Class CMapAwareDocumentFont


  • public class CMapAwareDocumentFont
    extends DocumentFont
    Implementation of DocumentFont used while parsing PDF streams.
    Since:
    2.1.4
    • Field Detail

      • LOGGER

        private static final Logger LOGGER
      • spaceWidth

        private int spaceWidth
        the width of a space for this font, in normalized 1000 point units
      • toUnicodeCmap

        private CMapToUnicode toUnicodeCmap
        The CMap constructed from the ToUnicode map from the font's dictionary, if present. This CMap transforms CID values into unicode equivalent
      • cidbyte2uni

        private char[] cidbyte2uni
        Mapping between CID code (single byte only for now) and unicode equivalent as derived by the font's encoding.

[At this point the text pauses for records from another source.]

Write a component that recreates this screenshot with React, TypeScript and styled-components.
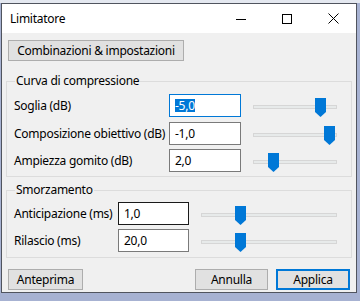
import React from "react";
import styled, { createGlobalStyle } from "styled-components";

const Global = createGlobalStyle`
  html, body { margin: 0; padding: 0; }
  body {
    background: #a7b2d2;
    font-family: "Segoe UI", "Noto Sans", "Open Sans", sans-serif;
    font-size: 12px;
    letter-spacing: -0.25px;
    color: #000;
  }
  * { box-sizing: border-box; }
`;

const Desktop = styled.div`
  width: 360px;
  height: 301px;
  padding: 3px 0 0 1px;
  overflow: hidden;
  background: linear-gradient(to bottom, #e4e8f0 0, #e4e8f0 3px, #a7b2d2 3px);
`;

const Window = styled.div`
  width: 356px;
  height: 290px;
  border: 1px solid #50545e;
  background: #f0f0f0;
  display: flex;
  flex-direction: column;
`;

const TitleBar = styled.div`
  height: 29px;
  background: #fff;
  display: flex;
  align-items: center;
  flex-shrink: 0;
`;

const Title = styled.div`
  padding-left: 8px;
  font-size: 12px;
  flex: 1;
`;

const CaptionButton = styled.div`
  width: 46px;
  height: 29px;
  display: flex;
  align-items: center;
  justify-content: center;
`;

const Body = styled.div`
  flex: 1;
  display: flex;
  flex-direction: column;
  padding: 7px 4px 0 4px;
`;

const Button = styled.div<{ $w: number; $default?: boolean }>`
  width: ${(p) => p.$w}px;
  height: 21px;
  background: #e1e1e1;
  border: ${(p) => (p.$default ? "2px solid #0078d7" : "1px solid #adadad")};
  display: flex;
  align-items: center;
  justify-content: center;
  font-size: 12px;
  line-height: 1;
`;

const TopButton = styled(Button)`
  margin-left: 2px;
`;

const Group = styled.fieldset<{ $mt: number; $pt: number; $pb: number; $gap: number }>`
  margin: ${(p) => p.$mt}px 0 0 0;
  border: 1px solid #dcdcdc;
  padding: ${(p) => p.$pt}px 0 ${(p) => p.$pb}px 7px;
  display: flex;
  flex-direction: column;
  gap: ${(p) => p.$gap}px;
  min-width: 0;
`;

const Legend = styled.legend`
  margin-left: 1px;
  padding: 0 1px;
  font-size: 12px;
  line-height: 16px;
`;

const Row = styled.div`
  display: flex;
  align-items: center;
  height: 23px;
`;

const Label = styled.div<{ $w: number }>`
  width: ${(p) => p.$w}px;
  white-space: nowrap;
  flex-shrink: 0;
`;

const TextBox = styled.div<{ $w: number; $state?: "focus" | "hover" }>`
  width: ${(p) => p.$w}px;
  height: 23px;
  background: #fff;
  border: 1px solid
    ${(p) => (p.$state === "focus" ? "#0078d7" : p.$state === "hover" ? "#1a1a1a" : "#7a7a7a")};
  padding-left: 5px;
  display: flex;
  align-items: center;
  flex-shrink: 0;
`;

const Selected = styled.span`
  background: #0078d7;
  color: #fff;
  line-height: 13px;
`;

const SliderWrap = styled.div<{ $w: number }>`
  position: relative;
  width: ${(p) => p.$w}px;
  height: 23px;
  margin-left: 12px;
  flex-shrink: 0;
`;

const Track = styled.div`
  margin-top: 11px;
  height: 4px;
  background: #e7eaea;
  border: 1px solid #d6d6d6;
`;

const ThumbBox = styled.div`
  position: absolute;
  top: 4px;
  width: 11px;
  height: 19px;
  line-height: 0;
`;

const Footer = styled.div`
  display: flex;
  align-items: center;
  margin-top: 11px;
  padding: 0 2px;
`;

const Spacer = styled.div`
  flex: 1;
`;

const Gap = styled.div`
  width: 8px;
`;

function Slider({ w, v }: { w: number; v: number }) {
  const left = Math.round(v * (w - 11));
  return (
    <SliderWrap $w={w}>
      <Track />
      <ThumbBox style={{ left }}>
        <svg width="11" height="19" viewBox="0 0 11 19">
          <path d="M0 0H11V14L5.5 19L0 14Z" fill="#0078d7" />
        </svg>
      </ThumbBox>
    </SliderWrap>
  );
}

export default function App() {
  return (
    <>
      <Global />
      <Desktop>
        <Window>
          <TitleBar>
            <Title>Limitatore</Title>
            <CaptionButton>
              <svg width="10" height="10" viewBox="0 0 10 10">
                <path d="M0 5.5H10" stroke="#000" strokeWidth="1" />
              </svg>
            </CaptionButton>
            <CaptionButton>
              <svg width="10" height="10" viewBox="0 0 10 10">
                <rect x="0.5" y="0.5" width="9" height="9" fill="none" stroke="#000" strokeWidth="1" />
              </svg>
            </CaptionButton>
            <CaptionButton>
              <svg width="11" height="11" viewBox="0 0 11 11">
                <path d="M0.5 0.5L10.5 10.5M10.5 0.5L0.5 10.5" stroke="#000" strokeWidth="1" />
              </svg>
            </CaptionButton>
          </TitleBar>
          <Body>
            <TopButton $w={176}>Combinazioni &amp; impostazioni</TopButton>

            <Group $mt={12} $pt={5} $pb={4} $gap={4.5}>
              <Legend>Curva di compressione</Legend>
              <Row>
                <Label $w={155}>Soglia (dB)</Label>
                <TextBox $w={72} $state="focus">
                  <Selected>-5,0</Selected>
                </TextBox>
                <Slider w={84} v={0.85} />
              </Row>
              <Row>
                <Label $w={155}>Composizione obiettivo (dB)</Label>
                <TextBox $w={72}>-1,0</TextBox>
                <Slider w={84} v={0.97} />
              </Row>
              <Row>
                <Label $w={155}>Ampiezza gomito (dB)</Label>
                <TextBox $w={72}>2,0</TextBox>
                <Slider w={84} v={0.2} />
              </Row>
            </Group>

            <Group $mt={5} $pt={4} $pb={5} $gap={4}>
              <Legend>Smorzamento</Legend>
              <Row>
                <Label $w={104}>Anticipazione (ms)</Label>
                <TextBox $w={71} $state="hover">1,0</TextBox>
                <Slider w={136} v={0.27} />
              </Row>
              <Row>
                <Label $w={104}>Rilascio (ms)</Label>
                <TextBox $w={71}>20,0</TextBox>
                <Slider w={136} v={0.27} />
              </Row>
            </Group>

            <Footer>
              <Button $w={75}>Anteprima</Button>
              <Spacer />
              <Button $w={73}>Annulla</Button>
              <Gap />
              <Button $w={74} $default>Applica</Button>
            </Footer>
          </Body>
        </Window>
      </Desktop>
    </>
  );
}
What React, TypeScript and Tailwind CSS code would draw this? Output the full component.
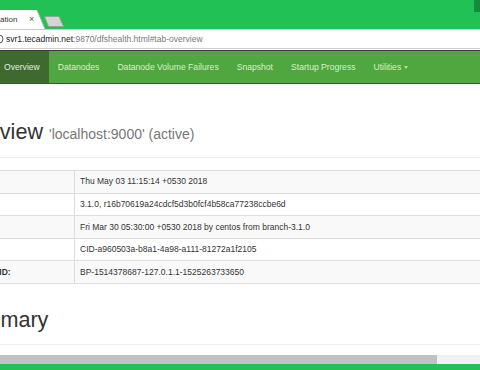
import React from 'react';

const font = { fontFamily: '"Liberation Sans", Arial, sans-serif' };

const navItems = ['Overview', 'Datanodes', 'Datanode Volume Failures', 'Snapshot', 'Startup Progress'];

const rows: [string, string][] = [
  ['Started:', 'Thu May 03 11:15:14 +0530 2018'],
  ['Version:', '3.1.0, r16b70619a24cdcf5d3b0fcf4b58ca77238ccbe6d'],
  ['Compiled:', 'Fri Mar 30 05:30:00 +0530 2018 by centos from branch-3.1.0'],
  ['Cluster ID:', 'CID-a960503a-b8a1-4a98-a111-81272a1f2105'],
  ['Block Pool ID:', 'BP-1514378687-127.0.1.1-1525263733650'],
];

const BrowserChrome: React.FC = () => (
  <div className="relative h-[29px] bg-[#21c156] overflow-hidden">
    {/* active tab */}
    <div className="absolute left-0 top-[10px] h-[19px] w-[46px]">
      <svg width="46" height="19" className="absolute inset-0">
        <path d="M0 0 H37 L45 19 H0 Z" fill="#ffffff" />
        <path d="M37 0 L45 19" stroke="#9bb7a0" strokeWidth="1" fill="none" />
      </svg>
      <span className="absolute left-0 top-[5px] text-[8px] leading-[9px] text-[#333]">ation</span>
      <span className="absolute left-[29px] top-[4px] text-[9px] leading-[10px] text-[#555]">×</span>
    </div>
    {/* new tab button */}
    <svg width="22" height="11" className="absolute left-[43px] top-[16px]">
      <path d="M1.5 0.5 H16 L20.5 10.5 H5.5 Z" fill="#d5d5d5" stroke="#8fa894" strokeWidth="1" />
    </svg>
    <div className="absolute right-0 top-0 h-[12px] w-[6px] bg-[#178a3c]" />
  </div>
);

const AddressBar: React.FC = () => (
  <div className="h-[22px] bg-white border-t border-[#cfcfcf] relative">
    <div className="h-[19px] border-b border-[#cfcfcf] flex items-center">
      <svg width="10" height="10" className="-ml-[6px] mr-[2px]">
        <circle cx="5" cy="5" r="4" fill="none" stroke="#555" strokeWidth="1" />
      </svg>
      <span className="text-[8.5px] leading-none text-[#222]">svr1.tecadmin.net</span>
      <span className="text-[8.5px] leading-none text-[#7a7a7a]">:9870/dfshealth.html#tab-overview</span>
    </div>
    <div className="absolute left-0 right-0 bottom-0 h-[1px] bg-[#3c3c3c]" />
  </div>
);

const Navbar: React.FC = () => (
  <div className="h-[33px] bg-[#50a63f] border-b border-[#2f5f25] flex -ml-[5px] overflow-hidden">
    {navItems.map((item, i) => (
      <div
        key={item}
        className={`px-[9px] flex items-center text-[8.6px] whitespace-nowrap ${
          i === 0 ? 'bg-[#3e6a2f] text-[#e4eee0]' : 'text-[#d8f0cd]'
        }`}
      >
        {item}
      </div>
    ))}
    <div className="px-[9px] flex items-center text-[8.6px] text-[#d8f0cd] whitespace-nowrap">
      Utilities
      <span className="ml-[3px] inline-block w-0 h-0 border-l-[2.5px] border-r-[2.5px] border-t-[3px] border-l-transparent border-r-transparent border-t-[#b9dcad]" />
    </div>
  </div>
);

export default function App() {
  return (
    <div className="w-[480px] h-[370px] overflow-hidden bg-white flex flex-col" style={font}>
      <BrowserChrome />
      <AddressBar />
      <Navbar />

      <div className="flex-1 overflow-hidden">
        <div className="-ml-[47px] mt-[36px] pb-[11px] border-b border-[#eeeeee] w-[600px]">
          <h1 className="text-[21.6px] leading-[24px] text-[#333] whitespace-nowrap">
            Overview <small className="text-[14px] text-[#777]">'localhost:9000' (active)</small>
          </h1>
        </div>

        <table className="-ml-[53px] mt-[12px] w-[640px] border-collapse text-[8.5px] text-[#333]">
          <tbody>
            {rows.map(([label, value], i) => (
              <tr key={label} className={`h-[22.6px] ${i % 2 === 0 ? 'bg-[#f9f9f9]' : 'bg-white'}`}>
                <th className="w-[127px] px-[5px] text-left font-bold border border-[#dddddd] whitespace-nowrap">
                  {label}
                </th>
                <td className="px-[5px] text-left border border-[#dddddd] whitespace-nowrap">{value}</td>
              </tr>
            ))}
          </tbody>
        </table>

        <div className="-ml-[44px] mt-[24px] pb-[12px] border-b border-[#eeeeee] w-[600px]">
          <h1 className="text-[21.6px] leading-[24px] text-[#333]">Summary</h1>
        </div>
      </div>

      <div className="h-[9px] bg-[#f1f1f1] flex">
        <div className="w-[437px] bg-[#c1c1c1]" />
      </div>
      <div className="h-[6px] bg-[#21c156]" />
    </div>
  );
}
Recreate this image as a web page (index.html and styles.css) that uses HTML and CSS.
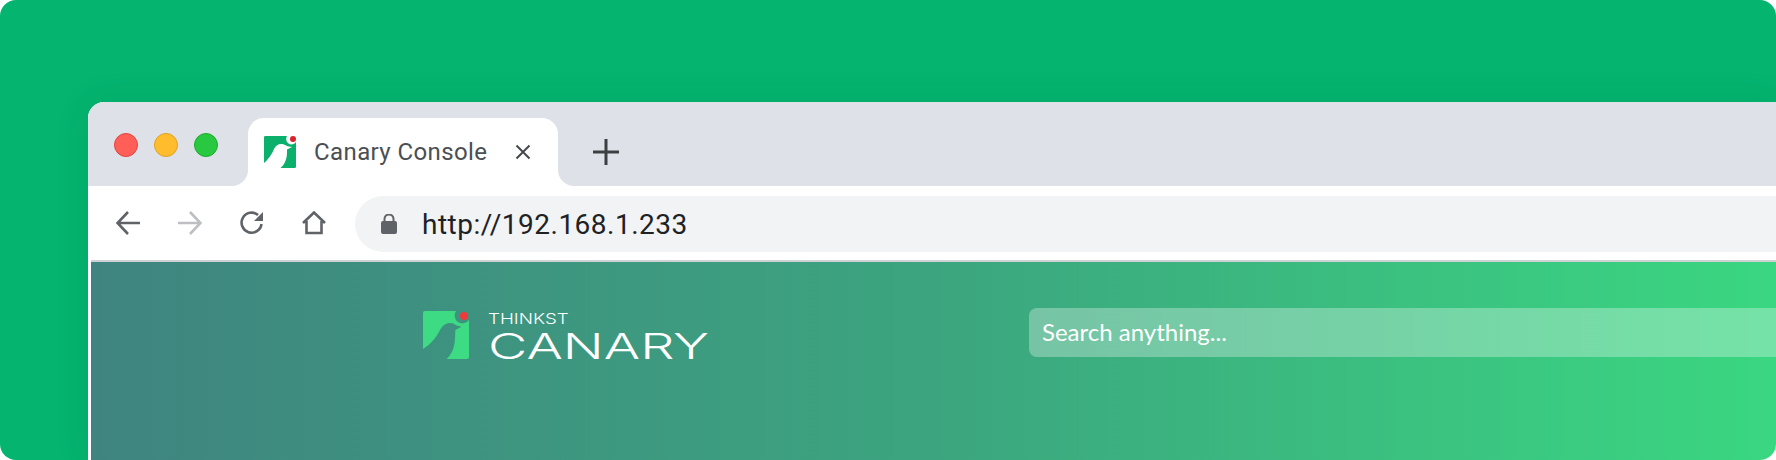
FILE: index.html
```html
<!DOCTYPE html>
<html lang="en">
<head>
    <meta charset="UTF-8">
    <title>Canary Console</title>
    <link rel="stylesheet" href="styles.css">
</head>
<body>
    <div class="scene">
        <div class="window">
            <div class="tabstrip">
                <div class="lights">
                    <span class="light red"></span>
                    <span class="light yellow"></span>
                    <span class="light green"></span>
                </div>
                <div class="tabslot">
                    <div class="tab">
                        <svg class="favicon" viewBox="0 0 32 32">
                            <path class="favicon-bg" d="M1.400 0H23A4.900 4.900 0 0 0 32 6V30.700A1.400 1.300 0 0 1 30.600 32H16.500C18 30.500 20 28.500 21 26C23 22 23 18 23 13.500L28 11L23.500 10.300C22 9.300 20 8.300 18 8C15 7.500 12 9 10 13C8 18 4 24 0 27V1.300A1.400 1.300 0 0 1 1.400 0Z"/>
                            <circle class="favicon-dot" cx="29" cy="3" r="3"/>
                        </svg>
                        <span class="tab-title">Canary Console</span>
                        <svg class="tab-close" viewBox="0 0 16 16"><path d="M1.500 1.500L14.500 14.500M14.500 1.500L1.500 14.500"/></svg>
                    </div>
                </div>
                <div class="strip-rest">
                    <svg class="newtab" viewBox="0 0 26 26"><path d="M13 0V26M0 13H26"/></svg>
                </div>
            </div>
            <div class="toolbar">
                <svg class="navicon" viewBox="0 0 24 24"><path d="M24 12H2M12 1L1.500 12L12 23"/></svg>
                <svg class="navicon off" viewBox="0 0 24 24"><path d="M0 12H22M12 1L22.500 12L12 23"/></svg>
                <svg class="navicon" viewBox="0 0 24 24"><path d="M21.500 13A10 10 0 1 1 18 4"/><path class="fill" d="M23 1V10H14Z"/></svg>
                <svg class="navicon" viewBox="0 0 24 24"><path d="M1 12L12 1.500L23 12M4.500 10V22H19.500V10"/></svg>
                <div class="address">
                    <svg class="lock" viewBox="0 0 16 20"><path class="lock-body" d="M2 7H14A2 2 0 0 1 16 9V18A2 2 0 0 1 14 20H2A2 2 0 0 1 0 18V9A2 2 0 0 1 2 7Z"/><path class="lock-bow" d="M3.500 8V5A4.500 4.500 0 0 1 12.500 5V8"/></svg>
                    <span class="url">http://192.168.1.233</span>
                </div>
            </div>
            <div class="content">
                <div class="logo">
                    <svg class="logo-mark" viewBox="0 0 46 48">
                        <path class="logo-bg" d="M2 0H33A7 7 0 0 0 46 9V46A2 2 0 0 1 44 48H23.500C27 45 30 40 31 35C32.500 29 32 24 32.300 19L38.500 15.700L33.500 14.500C31.500 12.800 29.500 12 27 12C23 12 19.500 14.500 17 19C13 27 7 34 0 38V2A2 2 0 0 1 2 0Z"/>
                        <circle class="logo-dot" cx="41" cy="5" r="4"/>
                    </svg>
                    <div class="wordmark">
                        <span class="thinkst">THINKST</span>
                        <span class="canary">CANARY</span>
                    </div>
                </div>
                <div class="search">Search anything...</div>
            </div>
        </div>
    </div>
</body>
</html>
```

FILE: styles.css
```css
html, body {
    margin: 0;
    background-color: #fff;
}

.scene {
    box-sizing: border-box;
    width: 1776px;
    height: 460px;
    padding: 102px 0 0 88px;
    overflow: hidden;
    border-radius: 16px;
    background-color: #04b46f;
}

.window {
    height: 100%;
    display: flex;
    flex-direction: column;
    overflow: hidden;
    border-radius: 16px 0 0 0;
    background-color: #fff;
    box-shadow: 0 0 36px rgba(0, 60, 30, 0.09);
}

.tabstrip {
    display: flex;
    height: 84px;
    flex-shrink: 0;
}

.lights {
    width: 160px;
    display: flex;
    gap: 16px;
    padding: 31px 0 0 26px;
    box-sizing: border-box;
    background-color: #dee1e8;
    border-radius: 0 0 16px 0;
}

.light {
    width: 24px;
    height: 24px;
    box-sizing: border-box;
    border-radius: 50%;
    border: 1px solid;
}

.red { background-color: #ff5f57; border-color: #e0443e; }
.yellow { background-color: #ffbd2e; border-color: #dea123; }
.green { background-color: #28c840; border-color: #1dad2b; }

.tabslot {
    width: 310px;
    padding-top: 16px;
    box-sizing: border-box;
    background-color: #dee1e8;
}

.tab {
    height: 68px;
    display: flex;
    align-items: flex-start;
    padding: 18px 0 0 16px;
    box-sizing: border-box;
    background-color: #fff;
    border-radius: 16px 16px 0 0;
}

.favicon {
    width: 32px;
    height: 32px;
    flex-shrink: 0;
}

.favicon-bg { fill: #0bb06c; }
.favicon-dot { fill: #d9232e; }

.tab-title {
    margin-left: 18px;
    font-family: Roboto, sans-serif;
    font-size: 24px;
    line-height: 32px;
    letter-spacing: 0.4px;
    color: #4b4e53;
    white-space: nowrap;
}

.tab-close {
    width: 16px;
    height: 16px;
    margin: 8px 0 0 28px;
    fill: none;
    stroke: #45484d;
    stroke-width: 2;
}

.strip-rest {
    flex: 1;
    padding: 37px 0 0 35px;
    box-sizing: border-box;
    background-color: #dee1e8;
    border-radius: 0 0 0 16px;
}

.newtab {
    display: block;
    width: 26px;
    height: 26px;
    fill: none;
    stroke: #3c4043;
    stroke-width: 3;
}

.toolbar {
    height: 74px;
    display: flex;
    align-items: center;
    gap: 38px;
    padding-left: 28px;
    box-sizing: border-box;
    flex-shrink: 0;
}

.navicon {
    width: 24px;
    height: 24px;
    flex-shrink: 0;
    fill: none;
    stroke: #5f6368;
    stroke-width: 2.600;
}

.navicon .fill {
    fill: #5f6368;
    stroke: none;
}

.navicon.off {
    stroke: #bdbfc2;
}

.address {
    flex: 1;
    height: 56px;
    margin: 2px 0 0 -9px;
    display: flex;
    align-items: center;
    padding-left: 26px;
    border-radius: 28px 0 0 28px;
    background-color: #f1f3f4;
}

.lock {
    width: 16px;
    height: 20px;
}

.lock-body { fill: #5f6368; }

.lock-bow {
    fill: none;
    stroke: #5f6368;
    stroke-width: 2;
}

.url {
    margin-left: 25px;
    font-family: Roboto, sans-serif;
    font-size: 28px;
    letter-spacing: 0.5px;
    color: #202124;
}

.content {
    flex: 1;
    margin-left: 3px;
    padding-top: 46px;
    display: flex;
    align-items: flex-start;
    border-top: 2px solid #cfd2d4;
    border-radius: 0 0 16px 0;
    background: linear-gradient(90deg, #3f8480 0%, #3ca57f 50%, #3ad781 100%);
    overflow: hidden;
}

.logo {
    display: flex;
    margin: 3px 0 0 332px;
    width: 606px;
    flex-shrink: 0;
    gap: 19px;
}

.logo-mark {
    width: 46px;
    height: 48px;
    flex-shrink: 0;
}

.logo-bg { fill: #3ddc84; }
.logo-dot { fill: #ef3b3b; }

.wordmark {
    display: flex;
    flex-direction: column;
    color: #fff;
    font-family: Inter, sans-serif;
}

.thinkst {
    font-size: 15px;
    line-height: 15px;
    font-weight: 300;
    transform: scaleX(1.25);
    transform-origin: left;
}

.canary {
    margin-top: 2px;
    font-size: 36px;
    line-height: 36px;
    font-weight: 300;
    transform: scaleX(1.5);
    transform-origin: left;
}

.search {
    flex: 1;
    height: 49px;
    padding-left: 13px;
    border-radius: 8px 0 0 8px;
    background-color: rgba(255, 255, 255, 0.3);
    font-family: Lato, sans-serif;
    font-size: 24px;
    line-height: 47px;
    color: #fff;
}
```
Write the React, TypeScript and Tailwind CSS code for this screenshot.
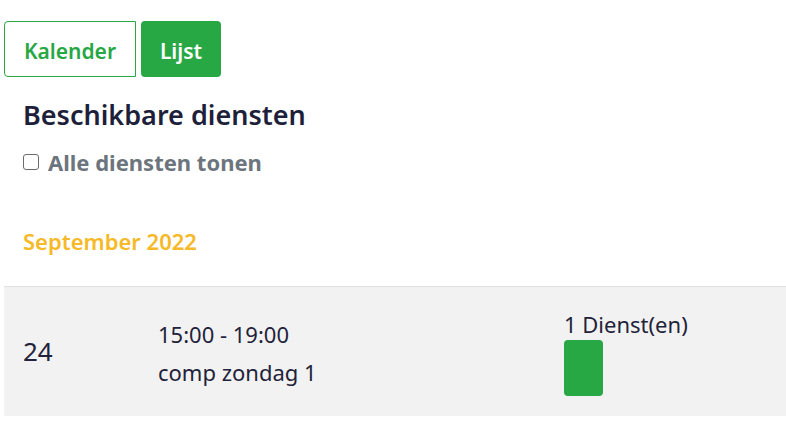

Only needed if the ToUnicode CMap is not provided.
      • uni2cid

        private java.util.Map<java.lang.Integer,​java.lang.Integer> uni2cid
    • Constructor Detail

      • CMapAwareDocumentFont

        public CMapAwareDocumentFont​(PdfDictionary font)
      • CMapAwareDocumentFont

        public CMapAwareDocumentFont​(PRIndirectReference refFont)
        Creates an instance of a CMapAwareFont based on an indirect reference to a font.
        Parameters:
        refFont - the indirect reference to a font
    • Method Detail

      • initFont

        private void initFont()
      • processToUnicode

        private void processToUnicode()
        Parses the ToUnicode entry, if present, and constructs a CMap for it
        Since:
        2.1.7
      • processUni2Byte

        private void processUni2Byte()
                              throws java.io.IOException
        Inverts DocumentFont's uni2byte mapping to obtain a cid-to-unicode mapping based on the font's encoding
        Throws:
        java.io.IOException
        Since:
        2.1.7
      • computeAverageWidth

        private int computeAverageWidth()
        For all widths of all glyphs, compute the average width in normalized 1000 point units. This is used to give some meaningful width in cases where we need an average font width (such as if the width of a space isn't specified by a given font)
        Returns:
        the average width of all non-zero width glyphs in the font
      • getWidth

        public int getWidth​(int char1)
        Description copied from class: DocumentFont
        Gets the width of a char in normalized 1000 units.
        Overrides:
        getWidth in class DocumentFont
        Parameters:
        char1 - the unicode char to get the width of
        Returns:
        the width in normalized 1000 units
        Since:
        2.1.5 Override to allow special handling for fonts that don't specify width of space character
        See Also:
        DocumentFont.getWidth(int)
      • decodeSingleCID

        private java.lang.String decodeSingleCID​(byte[] bytes,
                                                 int offset,
                                                 int len)
        Decodes a single CID (represented by one or two bytes) to a unicode String.
        Parameters:
        bytes - the bytes making up the character code to convert
        offset - an offset
        len - a length
        Returns:
        a String containing the encoded form of the input bytes using the font's encoding.
      • decode

        public java.lang.String decode​(byte[] cidbytes,
                                       int offset,
                                       int len)
        Decodes a string of bytes (encoded in the font's encoding) into a unicode string This will use the ToUnicode map of the font, if available, otherwise it uses the font's encoding
        Parameters:
        cidbytes - the bytes that need to be decoded
        Returns:
        the unicode String that results from decoding
        Since:
        2.1.7
      • encode

        public java.lang.String encode​(byte[] bytes,
                                       int offset,
                                       int len)
        Deprecated.
        method name is not indicative of what it does. Use decode instead.
        Encodes bytes to a String.
        Parameters:
        bytes - the bytes from a stream
        offset - an offset
        len - a length
        Returns:
        a String encoded taking into account if the bytes are in unicode or not.